We already received one spirit torment in the Soul Wars box now we have another, this time wearing a gibbet but still looking every inch the jailer. He carries a huge padlock clearly intended to serve as some kind of bludgeoning flail and it looks downright heavy too pulling the whole model towards the ground and needing both hands to support it. The narrative here is clearly and cleverly conveyed. He may carry the padlock and keys but he is the prisoner forced to lug them around and struggling under their weight.
He also comes with two spookily faceless bodyguards presumably to stop other ghosts trying to nick his keys. It would have been nice however if his mask had matched that of his peer in the Soul Wars box to tie the two together a little more and to help differentiate him from his body guards.
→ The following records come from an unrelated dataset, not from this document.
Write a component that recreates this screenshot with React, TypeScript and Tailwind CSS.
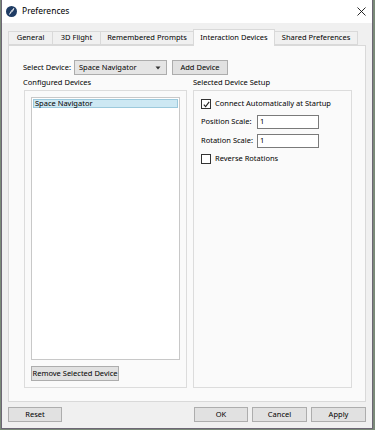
import React from "react";

const font = { fontFamily: '"Noto Sans", "Open Sans", sans-serif' };

function Btn({ children, className = "" }: { children: React.ReactNode; className?: string }) {
  return (
    <div
      className={
        "h-[15px] flex items-center justify-center border border-[#adadad] bg-[#e1e1e1] text-[7.5px] leading-none text-black " +
        className
      }
    >
      {children}
    </div>
  );
}

function Tab({ label, active = false, w }: { label: string; active?: boolean; w: string }) {
  if (active) {
    return (
      <div
        className={
          "h-[17px] -mb-px flex items-center justify-center border border-b-0 border-[#d9d9d9] bg-[#fafafa] text-[7.5px] leading-none relative z-10 " +
          w
        }
      >
        {label}
      </div>
    );
  }
  return (
    <div
      className={
        "h-[14px] flex items-center justify-center border border-[#d9d9d9] border-r-0 bg-[#f0f0f0] text-[7.5px] leading-none " +
        w
      }
    >
      {label}
    </div>
  );
}

function Check() {
  return (
    <svg width="7" height="7" viewBox="0 0 7 7">
      <path d="M0.8 3.6 L2.6 5.6 L6.2 0.8" stroke="#222" strokeWidth="1.1" fill="none" />
    </svg>
  );
}

export default function App() {
  return (
    <div className="w-[375px] h-[430px] bg-[#7a8a78] pl-px" style={font}>
      <div className="w-[372px] h-[429px] border border-t-0 border-[#6d6675] bg-[#f0f0f0] flex flex-col text-black">
        {/* title bar */}
        <div className="h-[23px] bg-white flex items-center pl-[4px] pr-[6px]">
          <svg width="11" height="11" viewBox="0 0 11 11" className="mr-[5px]">
            <circle cx="5.5" cy="5.5" r="5.5" fill="#1f3c64" />
            <path d="M3.5 8.5 C4.5 6 6 4 7.8 2.5 C7.2 4.5 5.8 6.2 4.2 7.2" stroke="#fff" strokeWidth="0.9" fill="none" />
          </svg>
          <span className="text-[8.5px]">Preferences</span>
          <div className="flex-1" />
          <svg width="9" height="9" viewBox="0 0 9 9">
            <path d="M0.5 0.5 L8.5 8.5 M8.5 0.5 L0.5 8.5" stroke="#111" strokeWidth="0.9" />
          </svg>
        </div>

        {/* body */}
        <div className="flex-1 flex flex-col px-[6px] pt-[5px]">
          {/* tabs */}
          <div className="flex items-end h-[17px] pl-0">
            <Tab label="General" w="w-[44px]" />
            <Tab label="3D Flight" w="w-[48px]" />
            <Tab label="Remembered Prompts" w="w-[93px] border-r-0" />
            <Tab label="Interaction Devices" active w="w-[82px]" />
            <div className="h-[14px] w-[83px] flex items-center justify-center border border-l-0 border-[#d9d9d9] bg-[#f0f0f0] text-[7.5px] leading-none">
              Shared Preferences
            </div>
          </div>

          {/* panel */}
          <div className="w-[358px] h-[357px] border border-[#d9d9d9] bg-[#fafafa] flex flex-col pl-[14px] pr-[13px] pt-[14px] pb-[13px]">
            <div className="flex items-center h-[15px] text-[7.5px]">
              <span className="w-[51px]">Select Device:</span>
              <div className="w-[93px] h-[15px] border border-[#adadad] bg-[#e5e5e5] flex items-center pl-[4px] pr-[5px]">
                <span className="flex-1">Space Navigator</span>
                <svg width="6" height="4" viewBox="0 0 6 4">
                  <path d="M0.5 0.5 L5.5 0.5 L3 3.5 Z" fill="#333" />
                </svg>
              </div>
              <Btn className="ml-[5px] w-[56px]">Add Device</Btn>
            </div>

            <div className="flex-1 grid grid-cols-[164px_159px] gap-x-[6px]">
              <div className="flex flex-col">
                <div className="h-[15px] text-[7.5px] flex items-center">Configured Devices</div>
                <div className="flex-1 border border-[#dcdcdc] ml-px flex flex-col p-[6px] pb-[6px]">
                  <div className="flex-1 border border-[#c8c8c8] bg-white p-px">
                    <div className="h-[9px] bg-[#cde8f3] border border-[#9cc9dc] text-[7.5px] leading-none flex items-center pl-px">
                      Space Navigator
                    </div>
                  </div>
                  <Btn className="mt-[6px] w-[88px]">Remove Selected Device</Btn>
                </div>
              </div>
              <div className="flex flex-col">
                <div className="h-[15px] text-[7.5px] flex items-center">Selected Device Setup</div>
                <div className="flex-1 border border-[#dcdcdc] flex flex-col pl-[7px] pt-[8px] text-[7.5px]">
                  <div className="flex items-center h-[10px]">
                    <div className="w-[10px] h-[10px] border border-[#333] bg-white flex items-center justify-center">
                      <Check />
                    </div>
                    <span className="ml-[4px]">Connect Automatically at Startup</span>
                  </div>
                  <div className="flex items-center h-[14px] mt-[6px]">
                    <span className="w-[56px]">Position Scale:</span>
                    <div className="w-[62px] h-[14px] border border-[#7a7a7a] bg-white flex items-center pl-[2px]">1</div>
                  </div>
                  <div className="flex items-center h-[14px] mt-[5px]">
                    <span className="w-[56px]">Rotation Scale:</span>
                    <div className="w-[62px] h-[14px] border border-[#7a7a7a] bg-white flex items-center pl-[2px]">1</div>
                  </div>
                  <div className="flex items-center h-[10px] mt-[6px]">
                    <div className="w-[10px] h-[10px] border border-[#333] bg-white" />
                    <span className="ml-[4px]">Reverse Rotations</span>
                  </div>
                </div>
              </div>
            </div>
          </div>

          {/* bottom buttons */}
          <div className="flex mt-[5px]">
            <Btn className="w-[54px]">Reset</Btn>
            <div className="flex-1" />
            <Btn className="w-[54px]">OK</Btn>
            <Btn className="w-[55px] ml-[4px]">Cancel</Btn>
            <Btn className="w-[55px] ml-[4px]">Apply</Btn>
          </div>
        </div>
      </div>
    </div>
  );
}
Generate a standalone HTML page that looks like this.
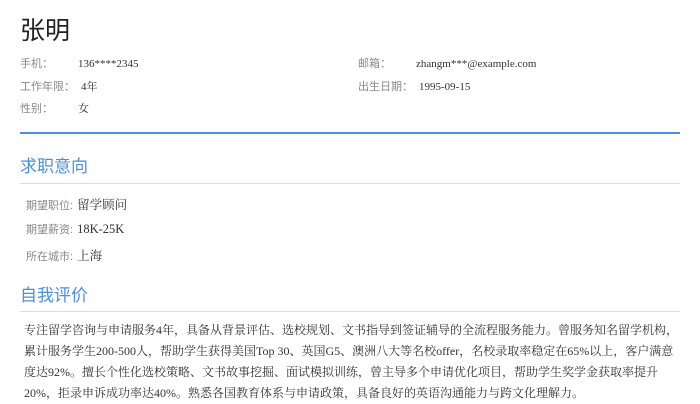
<!DOCTYPE html>
<html><head><meta charset="utf-8"><style>
body{margin:0;width:700px;height:400px;background:#fff;overflow:hidden;font-family:"Liberation Serif","Noto Serif CJK SC",serif;color:#333;position:relative}
.a{position:absolute;white-space:nowrap}
.sans{font-family:"Liberation Sans","Noto Sans CJK SC",sans-serif}
.lab{color:#888;font-size:11px;font-family:"Liberation Sans","Noto Sans CJK SC",sans-serif}
.val{font-size:11px;color:#333}
.l2{color:#888;font-size:11px;font-family:"Liberation Sans","Noto Sans CJK SC",sans-serif}
.v2{font-size:12.5px;color:#333}
.h{color:#4a90e2;font-size:17px;font-family:"Liberation Sans","Noto Sans CJK SC",sans-serif}
</style></head><body>
<div class="a sans" style="left:20px;top:14px;font-size:25px;color:#222;line-height:34px">张明</div>
<div class="a lab" style="left:20px;top:56px;line-height:16px">手机：</div><div class="a val" style="left:78px;top:56px;line-height:16px">136****2345</div>
<div class="a lab" style="left:20px;top:79px;line-height:16px">工作年限：</div><div class="a val" style="left:81px;top:79px;line-height:16px">4年</div>
<div class="a lab" style="left:20px;top:101px;line-height:16px">性别：</div><div class="a val" style="left:78px;top:101px;line-height:16px">女</div>
<div class="a lab" style="left:358px;top:56px;line-height:16px">邮箱：</div><div class="a val" style="left:416px;top:56px;line-height:16px">zhangm***@example.com</div>
<div class="a lab" style="left:358px;top:79px;line-height:16px">出生日期：</div><div class="a val" style="left:419px;top:79px;line-height:16px">1995-09-15</div>
<div class="a" style="left:20px;top:132px;width:660px;height:2px;background:#4a90e2"></div>
<div class="a h" style="left:20px;top:155px;line-height:24px">求职意向</div>
<div class="a" style="left:20px;top:183px;width:660px;height:1px;background:#ddd"></div>
<div class="a" style="left:26px;top:196px;line-height:17px"><span class="l2">期望职位:</span> <span class="v2">留学顾问</span></div>
<div class="a" style="left:26px;top:220px;line-height:17px"><span class="l2">期望薪资:</span> <span class="v2">18K-25K</span></div>
<div class="a" style="left:26px;top:247px;line-height:17px"><span class="l2">所在城市:</span> <span class="v2">上海</span></div>
<div class="a h" style="left:20px;top:284px;line-height:24px">自我评价</div>
<div class="a" style="left:20px;top:311px;width:660px;height:1px;background:#ddd"></div>
<div class="a" style="left:24px;top:320px;font-size:12px;line-height:21px;color:#333">专注留学咨询与申请服务4年，具备从背景评估、选校规划、文书指导到签证辅导的全流程服务能力。曾服务知名留学机构，<br>累计服务学生200-500人，帮助学生获得美国Top 30、英国G5、澳洲八大等名校offer，名校录取率稳定在65%以上，客户满意<br>度达92%。擅长个性化选校策略、文书故事挖掘、面试模拟训练，曾主导多个申请优化项目，帮助学生奖学金获取率提升<br>20%，拒录申诉成功率达40%。熟悉各国教育体系与申请政策，具备良好的英语沟通能力与跨文化理解力。</div>
</body></html>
Sadly I’m not at all keen on the Dreadscythe Harridans. Perhaps they would have worked better in isolation but looking at them one almost feels that the designers used the best ideas for the Myrmourn Banshees already and were struggling to match them. There are two squads of female ghosts available to this army and whilst one is pretty much perfect the other smacks of trying too hard with too little inspiration in the creative tank. Whilst the veils of the Banshees show little and imply a great deal to create a wonderfully spooky effect the Harridans just come across has a little hammy. As special effects go having a skull for a face has been done to death already and given that this is the Warhammer universe where skills are literally everywhere a ghost with a skull for a face probably doesn’t make the “Top 10 most frightening things I’ve seen this week” list for even the most sheltered of citizens. I do wonder how they would look with the serene death masks of the Sanguinary guard – if I’m right, the answer is downright terrifying.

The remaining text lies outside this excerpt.